You do not have a tight seal. Make sure you can see all 4 corners of the foam sticking out from the rear of the Lee holder.


----------



## MARKOE PHOTOE (Oct 1, 2014)

One way to check this is with the lens cap on, (without the filter) take a 30 second exposure and shine a pen light at the top of the lcd and on the back lcd. Any light leaking through these panels might show on the image. :-\

The words 'light leak' are disastrous and any camera manufacturer. 

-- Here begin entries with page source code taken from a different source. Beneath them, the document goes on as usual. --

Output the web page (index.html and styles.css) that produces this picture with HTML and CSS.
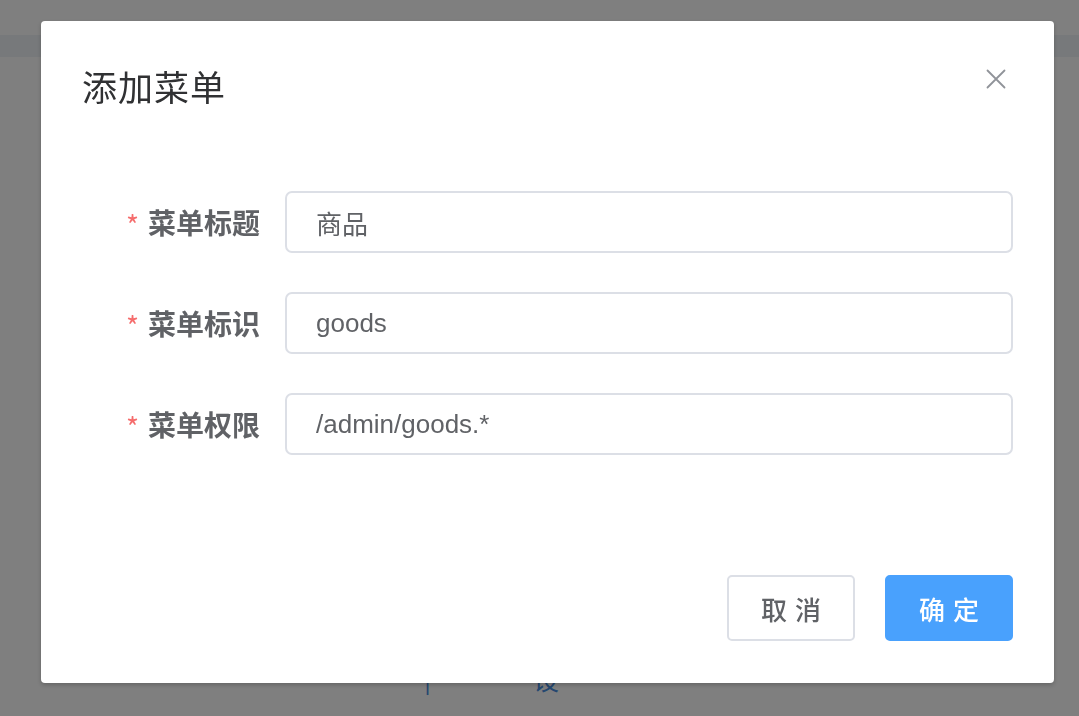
FILE: index.html
```html
<!DOCTYPE html>
<html lang="zh-CN">
<head>
<meta charset="utf-8">
<title>菜单管理</title>
<link rel="stylesheet" href="styles.css">
</head>
<body>
<div class="page">
  <div class="page-top"></div>
  <div class="page-bar"></div>
  <div class="page-body">
    <div class="table-row">
      <span class="link link-a">|</span>
      <span class="link link-b">设</span>
    </div>
  </div>
</div>

<div class="mask"></div>

<div class="dialog" role="dialog">
  <div class="dialog-header">
    <span class="dialog-title">添加菜单</span>
    <button class="dialog-close" aria-label="关闭">
      <svg viewBox="0 0 20 20" width="20" height="20">
        <path d="M1.5 1.5 L18.5 18.5 M18.5 1.5 L1.5 18.5" stroke="#909399" stroke-width="1.8" fill="none" stroke-linecap="round"/>
      </svg>
    </button>
  </div>

  <form class="dialog-body">
    <div class="form-item">
      <label class="form-label"><span class="req">*</span>菜单标题</label>
      <div class="form-input"><input type="text" value="商品"></div>
    </div>
    <div class="form-item">
      <label class="form-label"><span class="req">*</span>菜单标识</label>
      <div class="form-input"><input type="text" value="goods"></div>
    </div>
    <div class="form-item">
      <label class="form-label"><span class="req">*</span>菜单权限</label>
      <div class="form-input"><input type="text" value="/admin/goods.*"></div>
    </div>
  </form>

  <div class="dialog-footer">
    <button class="btn">取 消</button>
    <button class="btn btn-primary">确 定</button>
  </div>
</div>
</body>
</html>
```

FILE: styles.css
```css
html, body {
  margin: 0;
  padding: 0;
  height: 100%;
  overflow: hidden;
  font-family: "Liberation Sans", "Noto Sans CJK SC", sans-serif;
}

/* page beneath the modal */
.page {
  background: #ffffff;
  height: 716px;
  display: flex;
  flex-direction: column;
}
.page-top {
  height: 35px;
  background: #ffffff;
}
.page-bar {
  height: 22px;
  background: #eef2f7;
}
.page-body {
  flex: 1;
  display: flex;
  flex-direction: column;
  justify-content: flex-end;
}
.table-row {
  height: 60px;
  position: relative;
}
.link {
  position: absolute;
  color: #4a8fe0;
  font-size: 26px;
  font-family: "Noto Sans CJK SC", sans-serif;
  line-height: 1;
}
.link-a { left: 424px; top: 8px; }
.link-b { left: 533px; top: 10px; }

/* modal mask */
.mask {
  position: fixed;
  inset: 0;
  background: rgba(0, 0, 0, 0.5);
}

/* dialog */
.dialog {
  position: absolute;
  left: 41px;
  top: 21px;
  width: 1013px;
  height: 662px;
  box-sizing: border-box;
  background: #ffffff;
  border-radius: 4px;
  box-shadow: 0 2px 4px rgba(0, 0, 0, 0.2);
  display: flex;
  flex-direction: column;
}

.dialog-header {
  padding: 42px 40px 0 41px;
  height: 46px;
  display: flex;
  align-items: center;
  justify-content: space-between;
}
.dialog-title {
  font-family: "Noto Sans CJK SC", sans-serif;
  font-size: 35px;
  line-height: 46px;
  color: #303133;
  letter-spacing: 1px;
}
.dialog-close {
  border: 0;
  background: transparent;
  padding: 0;
  width: 20px;
  height: 20px;
  margin-top: -14px;
  margin-right: 8px;
  cursor: pointer;
  display: flex;
}

.dialog-body {
  margin: 0;
  padding: 82px 41px 0 0;
  display: flex;
  flex-direction: column;
  gap: 39px;
}
.form-item {
  display: flex;
  align-items: center;
  height: 62px;
}
.form-label {
  width: 219px;
  padding-right: 25px;
  text-align: right;
  font-family: "Noto Sans CJK SC", sans-serif;
  font-size: 28px;
  font-weight: 700;
  color: #606266;
  line-height: 62px;
  flex-shrink: 0;
}
.req {
  color: #f56c6c;
  font-weight: 400;
  margin-right: 9px;
  font-size: 28px;
  position: relative;
  top: 2px;
}
.form-input {
  flex: 1;
  height: 100%;
}
.form-input input {
  width: 100%;
  height: 100%;
  box-sizing: border-box;
  border: 2px solid #dcdfe6;
  border-radius: 7px;
  padding: 0 29px;
  font-family: "Liberation Sans", "Noto Sans CJK SC", sans-serif;
  font-size: 26px;
  color: #606266;
  outline: none;
  background: #ffffff;
}

.dialog-footer {
  margin-top: auto;
  padding: 0 41px 42px 0;
  display: flex;
  justify-content: flex-end;
  gap: 30px;
}
.btn {
  width: 128px;
  height: 66px;
  box-sizing: border-box;
  border: 2px solid #dcdfe6;
  border-radius: 5px;
  background: #ffffff;
  color: #606266;
  font-family: "Noto Sans CJK SC", sans-serif;
  font-size: 26px;
  font-weight: 500;
  letter-spacing: 1px;
  cursor: pointer;
  padding: 0 0 0 1px;
}
.btn-primary {
  background: #49a1fd;
  border-color: #49a1fd;
  color: #ffffff;
}
```
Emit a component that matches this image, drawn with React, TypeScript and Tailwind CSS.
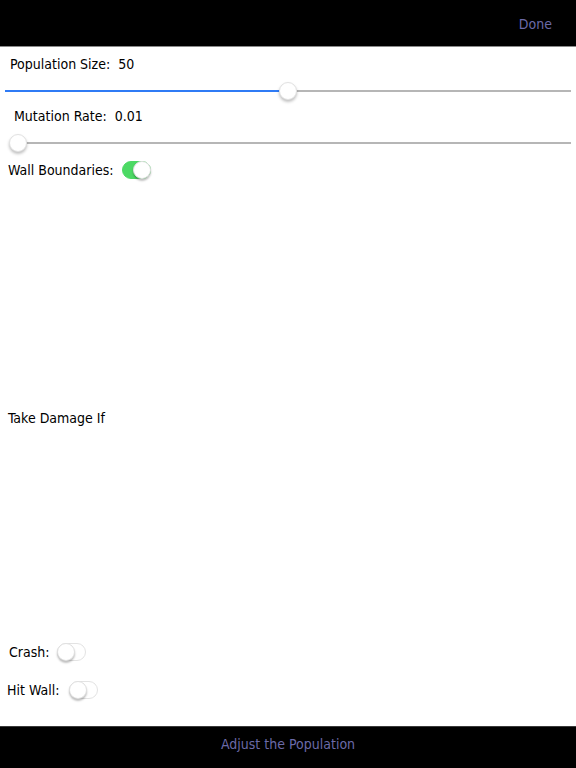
import React, { useState } from "react";

const font = { fontFamily: '"DejaVu Sans Condensed", "DejaVu Sans", sans-serif' };

function Slider({ value, offset }: { value: number; offset: string }) {
  // value in 0..1, thumb centre along the track
  return (
    <div className={`relative h-5 ${offset}`}>
      <div className="absolute left-0 right-0 top-1/2 h-[2px] -translate-y-1/2 bg-[#b6b6b6]" />
      <div
        className="absolute left-0 top-1/2 h-[2px] -translate-y-1/2 bg-[#2f7bf5]"
        style={{ width: `${value * 100}%` }}
      />
      <div
        className="absolute top-1/2 h-[18px] w-[18px] -translate-x-1/2 -translate-y-1/2 rounded-full border border-[#e2e2e2] bg-white shadow-[0_2px_3px_rgba(0,0,0,0.25)]"
        style={{ left: `${value * 100}%` }}
      />
    </div>
  );
}

function Toggle({ on, onChange }: { on: boolean; onChange: (v: boolean) => void }) {
  return (
    <button
      onClick={() => onChange(!on)}
      className={`relative h-[18px] w-[29px] rounded-full border transition-colors ${
        on ? "border-[#4cd964] bg-[#4cd964]" : "border-[#e3e3e3] bg-white"
      }`}
    >
      <span
        className={`absolute top-[-1px] h-[18px] w-[18px] rounded-full border border-[#e0e0e0] bg-white shadow-[0_2px_2px_rgba(0,0,0,0.25)] ${
          on ? "left-[10px]" : "left-[-1px]"
        }`}
      />
    </button>
  );
}

export default function App() {
  const [walls, setWalls] = useState(true);
  const [crash, setCrash] = useState(false);
  const [hitWall, setHitWall] = useState(false);

  return (
    <div className="flex h-[768px] w-[576px] flex-col bg-white text-[14px] text-black" style={font}>
      <div className="flex h-[47px] shrink-0 items-center justify-end border-b border-[#8a8a8a] bg-black pt-[3px] pr-[24px]">
        <span className="text-[14px] text-[#6b6aa8]">Done</span>
      </div>

      <div className="flex flex-1 flex-col">
        <div className="mt-[8px] flex h-[18px] items-center pl-[10px]">Population Size:&nbsp; 50</div>
        <Slider value={0.5} offset="mt-[8px] mx-[5px]" />
        <div className="mt-[6px] flex h-[18px] items-center pl-[14px]">Mutation Rate:&nbsp; 0.01</div>
        <Slider value={0.0} offset="mt-[8px] ml-[18px] mr-[5px]" />
        <div className="mt-[7px] flex h-[20px] items-center gap-[8px] pl-[8px]">
          <span>Wall Boundaries:</span>
          <Toggle on={walls} onChange={setWalls} />
        </div>

        <div className="mt-[228px] flex h-[20px] items-center pl-[8px]">Take Damage If</div>

        <div className="mt-[214px] flex h-[20px] items-center gap-[8px] pl-[9px]">
          <span>Crash:</span>
          <Toggle on={crash} onChange={setCrash} />
        </div>
        <div className="mt-[18px] flex h-[20px] items-center gap-[10px] pl-[7px]">
          <span>Hit Wall:</span>
          <Toggle on={hitWall} onChange={setHitWall} />
        </div>
      </div>

      <div className="flex h-[42px] shrink-0 items-start justify-center border-t border-[#3a3a3a] bg-black pt-[7px]">
        <span className="text-[14px] text-[#6b6aa8]">Adjust the Population</span>
      </div>
    </div>
  );
}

I experienced with Fuji's XT1 model and my Canon 5D3. The 5D3 was sent in for repair. I haven't tested my 1DX but I don't use it for landscape or long exposures.


----------



## scotia (Oct 1, 2014)

Have you tried rotating the filter holder through 90 degrees but keeping the camera in the same position? If it is the holder I would expect the position of the leak to shift, whereas if it is the camera the I would expect the leak to remain in the same place. This is, of course, in a simple, world. The Big Stopper is a square filter so rotating it and the holder shouldn't make a difference, as long as you are not using an ND grad on the sky.


----------



## stoneysnapper (Oct 1, 2014)

Thanks for the suggestions guys, I should have mentioned I also use a Fuji X-T1 (light leak repaired) and don't get this on those images, obviously leading me to think its not the holder or filter. I have had the exact same issue on a previous 1Dx and after getting that replaced (twice) that lead me to think it was the holder! I normally have the brass knob of the Lee holder at 3 o'clock looking from the back of the camera in either landscape or portrait format and as you can see below the leak moves with the orientation of the camera. To be fair its not always this apparent, I do think its dependent on the direction of the sunlight. In that image it was straight on. Here is another LE of 4 minutes (the one above is 7 minutes) taken with a different Big Stopper but same holder and as you can see its less intense but in the identical place in the frame, the sun in this image was setting off to my right. So different 1Dx's result in same, different Big Stoppers result in same, only common factor is the holder. The 2nd Image here was with the X-T1, again straight into the setting sun but no evidence of problem, 5 minute LE.


----------